Problem: The pressure of a mole of an ideal gas is increased isothermally from P0 to P. What is the increase G − G0 in its Gibbs free energy?

Solution: By integration of equation 12.6.12b, $$\left(\frac{\partial G}{\partial P}\right)_{T}=V$$, or by use of $$d G=-S d T+V d P$$, we have

$G-G_{0}=\int_{P_{0}}^{P} V d P.$

For a mole of an ideal gas, V = RT/P, and hence

$G-G_{0}=R T \ln \left(P / P_{0}\right),$

which agrees with equation 12.9.11.

Equation 12.13.1 enables us to calculate the change in the Gibbs free energy of a substance while its pressure is increased at constant temperature. Equation 12.13.2 gives the result for a mole of an ideal gas. If the substance is not an ideal gas, then we need to know the equation of state, V = V(P , T) in order to integrate equation 12.13.1. For example, the equation of state for a van der Waals gas is $$\left(P+a / V^{2}\right)(V-b)=R T$$, where V is the molar volume, or $$P V^{3}-(b P+R T) V^{2}+a V-a b=0$$.

Integrating equation 12.13.1 with this van der Waals equation of state may appear formidable. I am grateful to Dr J. Visvanathan of Chennai, India, for pointing out that it is not necessary. Instead one can calculate the change in the Helmholtz function, which, at constant temperature, is given by $$A-A_{0}=-\int_{V_{0}}^{V} P d V$$, which is easy, and then use $$G-G_{0}=A-A_{0}+P V-P_{0} V_{0}$$. I am also indebted to Dr Justin Albert for pointing out that this amounts to integrating $$\int_{P_{0}}^{P} V d P$$ by parts, even if you had never heard of the Helmholtz function!
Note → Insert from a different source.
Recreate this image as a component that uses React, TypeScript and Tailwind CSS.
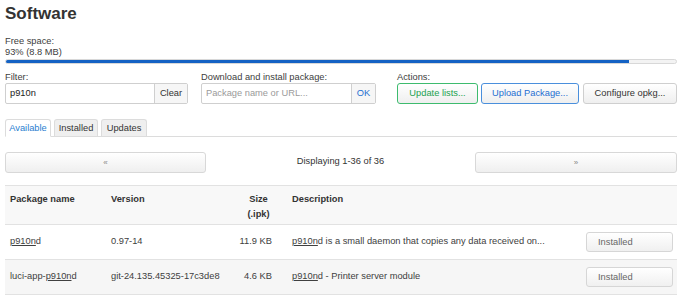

The fugacity f of a substance is defined in such a manner that, if the molar Gibbs free energy increases from G0 to G, the ratio of the new fugacity to the initial fugacity, f/f0, is given by

$G-G_{0}=R T \ln \left(f / f_{0}\right)$.

In other words, for a real substance, we can use all (or at least most!) of the equations that we know for an ideal gas as long as we substitute fugacity for pressure.

That is,

$f / f_{0}=\exp \left(\frac{G-G_{0}}{R T}\right) .$

As for internal energy, only the difference between the Gibbs free energies of two states can be defined; likewise, only the ratio of the fugacities of two states is defined.

Combining equations 12.13.4 and 12.13.1 we obtain

$\ln \left(f / f_{0}\right)=\frac{1}{R T} \int_{P_{0}}^{P} V d P ,$

which should enable us to find the relation between pressure and fugacity if we know the equation of state.

We note also that at very low pressures, a real gas behaves more and more like an ideal gas, and we can define the fugacity in units of pressure (pascal) in such a manner that, in the limit, as the pressure approaches zero, the fugacity equals the pressure. Indeed, we can then define the ratio of the fugacity to the pressure as the activity coefficient, which has the value unity at zero pressure.

Problem: Show that for a substance having the equation of state P(V − b) = RT (V = molar volume), as the pressure increases from P0 to P, the ratio of the final to initial fugacities is

$\ln \left(f / f_{0}\right)=\ln \left(P / P_{0}\right)+\frac{b\left(P-P_{0}\right)}{R T} .$

That is,

$\ln f-\ln f_{0}=\ln P-\ln P_{0}+\frac{b\left(P-P_{0}\right)}{R T} .$

Now suppose that P0 is very small, and in the limit, as P0 → 0, f0P0. We now find that the fugacity at temperature T and pressure P is given by

$\ln f=\ln P+\frac{b P}{R T} .$

This can be written

$\frac{f}{P}=\exp \left(\frac{b P}{R T}\right) .$

The ratio f/P is called the activity coefficient. You can see that fP if P is small, or if b is small, as expected.